▶ AIM OF THE TASK
Without including any images, repeat the data exactly.

[BEGIN DATA BLOCK]

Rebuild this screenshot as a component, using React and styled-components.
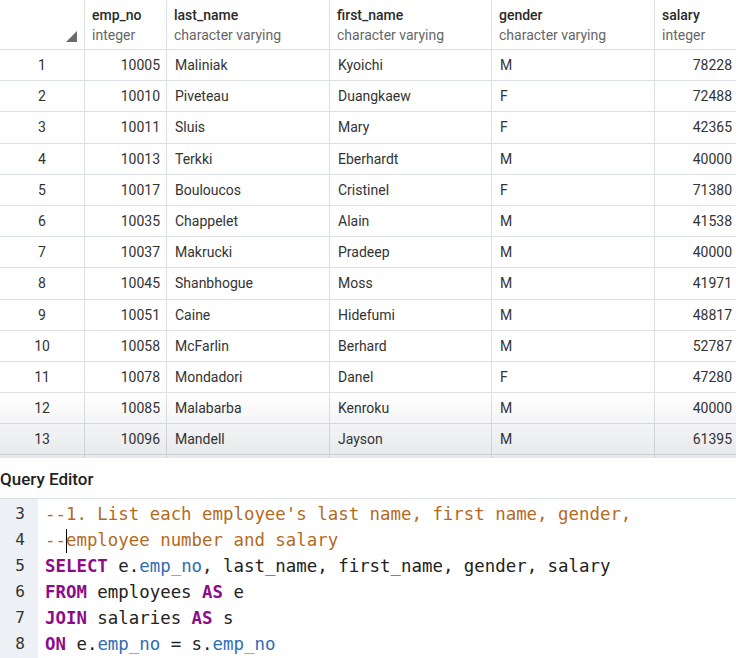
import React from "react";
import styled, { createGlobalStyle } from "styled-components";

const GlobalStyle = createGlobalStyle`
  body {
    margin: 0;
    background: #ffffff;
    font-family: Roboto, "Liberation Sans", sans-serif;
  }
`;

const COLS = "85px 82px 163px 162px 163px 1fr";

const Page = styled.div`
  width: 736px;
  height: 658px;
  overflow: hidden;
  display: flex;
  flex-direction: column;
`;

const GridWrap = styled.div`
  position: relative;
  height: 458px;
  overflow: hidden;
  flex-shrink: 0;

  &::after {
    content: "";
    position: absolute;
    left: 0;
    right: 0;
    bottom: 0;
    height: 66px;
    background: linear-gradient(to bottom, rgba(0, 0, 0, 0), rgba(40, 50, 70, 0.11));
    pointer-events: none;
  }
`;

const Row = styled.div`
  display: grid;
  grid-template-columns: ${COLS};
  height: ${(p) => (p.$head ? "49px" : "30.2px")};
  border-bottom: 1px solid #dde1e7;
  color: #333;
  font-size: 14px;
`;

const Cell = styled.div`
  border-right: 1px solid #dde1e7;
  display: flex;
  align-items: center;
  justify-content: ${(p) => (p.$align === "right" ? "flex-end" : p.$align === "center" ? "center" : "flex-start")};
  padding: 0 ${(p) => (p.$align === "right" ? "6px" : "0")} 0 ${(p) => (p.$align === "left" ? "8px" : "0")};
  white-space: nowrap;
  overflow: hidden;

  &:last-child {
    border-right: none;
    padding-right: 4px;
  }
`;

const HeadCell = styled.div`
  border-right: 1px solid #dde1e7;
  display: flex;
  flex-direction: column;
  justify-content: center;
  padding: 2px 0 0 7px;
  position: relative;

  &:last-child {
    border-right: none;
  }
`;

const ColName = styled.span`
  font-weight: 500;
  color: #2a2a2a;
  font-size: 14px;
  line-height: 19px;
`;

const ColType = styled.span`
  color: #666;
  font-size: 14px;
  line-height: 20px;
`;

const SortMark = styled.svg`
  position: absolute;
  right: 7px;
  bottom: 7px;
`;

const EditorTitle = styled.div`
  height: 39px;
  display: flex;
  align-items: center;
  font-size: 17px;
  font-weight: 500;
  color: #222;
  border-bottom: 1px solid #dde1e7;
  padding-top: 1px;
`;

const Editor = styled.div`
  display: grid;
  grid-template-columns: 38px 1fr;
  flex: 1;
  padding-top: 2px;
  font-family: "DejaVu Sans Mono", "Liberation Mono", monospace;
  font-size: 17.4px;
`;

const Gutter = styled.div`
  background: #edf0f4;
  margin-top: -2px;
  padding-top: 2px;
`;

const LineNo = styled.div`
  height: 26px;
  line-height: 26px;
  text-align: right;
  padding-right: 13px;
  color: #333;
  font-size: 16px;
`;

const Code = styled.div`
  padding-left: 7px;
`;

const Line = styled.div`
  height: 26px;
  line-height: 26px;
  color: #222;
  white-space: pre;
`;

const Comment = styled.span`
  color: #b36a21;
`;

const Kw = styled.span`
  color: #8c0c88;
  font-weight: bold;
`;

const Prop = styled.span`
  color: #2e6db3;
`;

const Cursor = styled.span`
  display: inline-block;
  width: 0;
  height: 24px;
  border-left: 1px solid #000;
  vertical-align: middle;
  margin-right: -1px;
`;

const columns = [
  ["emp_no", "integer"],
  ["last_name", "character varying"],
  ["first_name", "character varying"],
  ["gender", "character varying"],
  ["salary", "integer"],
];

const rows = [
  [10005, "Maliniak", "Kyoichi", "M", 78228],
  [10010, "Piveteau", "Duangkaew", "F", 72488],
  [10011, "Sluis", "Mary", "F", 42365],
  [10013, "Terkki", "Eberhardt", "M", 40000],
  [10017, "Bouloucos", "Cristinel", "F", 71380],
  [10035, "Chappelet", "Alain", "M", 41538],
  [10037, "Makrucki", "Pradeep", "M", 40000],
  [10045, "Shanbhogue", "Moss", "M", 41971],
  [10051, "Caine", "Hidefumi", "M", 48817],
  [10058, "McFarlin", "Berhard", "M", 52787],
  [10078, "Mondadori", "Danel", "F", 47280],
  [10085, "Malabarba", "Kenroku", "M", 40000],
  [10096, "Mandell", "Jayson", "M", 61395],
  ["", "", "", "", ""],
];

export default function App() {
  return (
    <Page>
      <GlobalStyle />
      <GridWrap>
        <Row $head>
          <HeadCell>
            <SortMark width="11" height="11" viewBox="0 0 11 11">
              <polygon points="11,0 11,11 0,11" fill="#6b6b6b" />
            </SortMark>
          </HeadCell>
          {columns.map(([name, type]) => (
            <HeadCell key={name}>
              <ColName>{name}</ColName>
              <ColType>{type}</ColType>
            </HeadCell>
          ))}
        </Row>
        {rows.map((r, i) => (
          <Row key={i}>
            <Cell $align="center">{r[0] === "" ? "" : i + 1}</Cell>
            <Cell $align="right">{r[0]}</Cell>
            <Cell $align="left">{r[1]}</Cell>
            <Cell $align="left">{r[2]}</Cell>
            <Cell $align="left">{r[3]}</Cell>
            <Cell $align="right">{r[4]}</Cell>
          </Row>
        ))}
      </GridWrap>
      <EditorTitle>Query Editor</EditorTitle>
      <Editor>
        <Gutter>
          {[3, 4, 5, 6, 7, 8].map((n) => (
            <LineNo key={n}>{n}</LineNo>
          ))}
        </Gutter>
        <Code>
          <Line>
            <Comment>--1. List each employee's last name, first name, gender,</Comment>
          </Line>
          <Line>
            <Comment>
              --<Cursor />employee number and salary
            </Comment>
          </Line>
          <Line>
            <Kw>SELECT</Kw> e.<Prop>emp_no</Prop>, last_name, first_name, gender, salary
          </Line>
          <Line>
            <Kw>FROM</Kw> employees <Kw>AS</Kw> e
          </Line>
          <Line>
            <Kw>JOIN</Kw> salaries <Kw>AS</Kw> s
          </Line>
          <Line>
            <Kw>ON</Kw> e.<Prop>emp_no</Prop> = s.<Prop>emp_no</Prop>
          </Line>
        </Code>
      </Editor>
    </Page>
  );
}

[END DATA BLOCK]

▶ OUTPUT
Rebuild this screenshot as a component, using React and styled-components.
import React from "react";
import styled, { createGlobalStyle } from "styled-components";

const GlobalStyle = createGlobalStyle`
  body {
    margin: 0;
    background: #ffffff;
    font-family: Roboto, "Liberation Sans", sans-serif;
  }
`;

const COLS = "85px 82px 163px 162px 163px 1fr";

const Page = styled.div`
  width: 736px;
  height: 658px;
  overflow: hidden;
  display: flex;
  flex-direction: column;
`;

const GridWrap = styled.div`
  position: relative;
  height: 458px;
  overflow: hidden;
  flex-shrink: 0;

  &::after {
    content: "";
    position: absolute;
    left: 0;
    right: 0;
    bottom: 0;
    height: 66px;
    background: linear-gradient(to bottom, rgba(0, 0, 0, 0), rgba(40, 50, 70, 0.11));
    pointer-events: none;
  }
`;

const Row = styled.div`
  display: grid;
  grid-template-columns: ${COLS};
  height: ${(p) => (p.$head ? "49px" : "30.2px")};
  border-bottom: 1px solid #dde1e7;
  color: #333;
  font-size: 14px;
`;

const Cell = styled.div`
  border-right: 1px solid #dde1e7;
  display: flex;
  align-items: center;
  justify-content: ${(p) => (p.$align === "right" ? "flex-end" : p.$align === "center" ? "center" : "flex-start")};
  padding: 0 ${(p) => (p.$align === "right" ? "6px" : "0")} 0 ${(p) => (p.$align === "left" ? "8px" : "0")};
  white-space: nowrap;
  overflow: hidden;

  &:last-child {
    border-right: none;
    padding-right: 4px;
  }
`;

const HeadCell = styled.div`
  border-right: 1px solid #dde1e7;
  display: flex;
  flex-direction: column;
  justify-content: center;
  padding: 2px 0 0 7px;
  position: relative;

  &:last-child {
    border-right: none;
  }
`;

const ColName = styled.span`
  font-weight: 500;
  color: #2a2a2a;
  font-size: 14px;
  line-height: 19px;
`;

const ColType = styled.span`
  color: #666;
  font-size: 14px;
  line-height: 20px;
`;

const SortMark = styled.svg`
  position: absolute;
  right: 7px;
  bottom: 7px;
`;

const EditorTitle = styled.div`
  height: 39px;
  display: flex;
  align-items: center;
  font-size: 17px;
  font-weight: 500;
  color: #222;
  border-bottom: 1px solid #dde1e7;
  padding-top: 1px;
`;

const Editor = styled.div`
  display: grid;
  grid-template-columns: 38px 1fr;
  flex: 1;
  padding-top: 2px;
  font-family: "DejaVu Sans Mono", "Liberation Mono", monospace;
  font-size: 17.4px;
`;

const Gutter = styled.div`
  background: #edf0f4;
  margin-top: -2px;
  padding-top: 2px;
`;

const LineNo = styled.div`
  height: 26px;
  line-height: 26px;
  text-align: right;
  padding-right: 13px;
  color: #333;
  font-size: 16px;
`;

const Code = styled.div`
  padding-left: 7px;
`;

const Line = styled.div`
  height: 26px;
  line-height: 26px;
  color: #222;
  white-space: pre;
`;

const Comment = styled.span`
  color: #b36a21;
`;

const Kw = styled.span`
  color: #8c0c88;
  font-weight: bold;
`;

const Prop = styled.span`
  color: #2e6db3;
`;

const Cursor = styled.span`
  display: inline-block;
  width: 0;
  height: 24px;
  border-left: 1px solid #000;
  vertical-align: middle;
  margin-right: -1px;
`;

const columns = [
  ["emp_no", "integer"],
  ["last_name", "character varying"],
  ["first_name", "character varying"],
  ["gender", "character varying"],
  ["salary", "integer"],
];

const rows = [
  [10005, "Maliniak", "Kyoichi", "M", 78228],
  [10010, "Piveteau", "Duangkaew", "F", 72488],
  [10011, "Sluis", "Mary", "F", 42365],
  [10013, "Terkki", "Eberhardt", "M", 40000],
  [10017, "Bouloucos", "Cristinel", "F", 71380],
  [10035, "Chappelet", "Alain", "M", 41538],
  [10037, "Makrucki", "Pradeep", "M", 40000],
  [10045, "Shanbhogue", "Moss", "M", 41971],
  [10051, "Caine", "Hidefumi", "M", 48817],
  [10058, "McFarlin", "Berhard", "M", 52787],
  [10078, "Mondadori", "Danel", "F", 47280],
  [10085, "Malabarba", "Kenroku", "M", 40000],
  [10096, "Mandell", "Jayson", "M", 61395],
  ["", "", "", "", ""],
];

export default function App() {
  return (
    <Page>
      <GlobalStyle />
      <GridWrap>
        <Row $head>
          <HeadCell>
            <SortMark width="11" height="11" viewBox="0 0 11 11">
              <polygon points="11,0 11,11 0,11" fill="#6b6b6b" />
            </SortMark>
          </HeadCell>
          {columns.map(([name, type]) => (
            <HeadCell key={name}>
              <ColName>{name}</ColName>
              <ColType>{type}</ColType>
            </HeadCell>
          ))}
        </Row>
        {rows.map((r, i) => (
          <Row key={i}>
            <Cell $align="center">{r[0] === "" ? "" : i + 1}</Cell>
            <Cell $align="right">{r[0]}</Cell>
            <Cell $align="left">{r[1]}</Cell>
            <Cell $align="left">{r[2]}</Cell>
            <Cell $align="left">{r[3]}</Cell>
            <Cell $align="right">{r[4]}</Cell>
          </Row>
        ))}
      </GridWrap>
      <EditorTitle>Query Editor</EditorTitle>
      <Editor>
        <Gutter>
          {[3, 4, 5, 6, 7, 8].map((n) => (
            <LineNo key={n}>{n}</LineNo>
          ))}
        </Gutter>
        <Code>
          <Line>
            <Comment>--1. List each employee's last name, first name, gender,</Comment>
          </Line>
          <Line>
            <Comment>
              --<Cursor />employee number and salary
            </Comment>
          </Line>
          <Line>
            <Kw>SELECT</Kw> e.<Prop>emp_no</Prop>, last_name, first_name, gender, salary
          </Line>
          <Line>
            <Kw>FROM</Kw> employees <Kw>AS</Kw> e
          </Line>
          <Line>
            <Kw>JOIN</Kw> salaries <Kw>AS</Kw> s
          </Line>
          <Line>
            <Kw>ON</Kw> e.<Prop>emp_no</Prop> = s.<Prop>emp_no</Prop>
          </Line>
        </Code>
      </Editor>
    </Page>
  );
}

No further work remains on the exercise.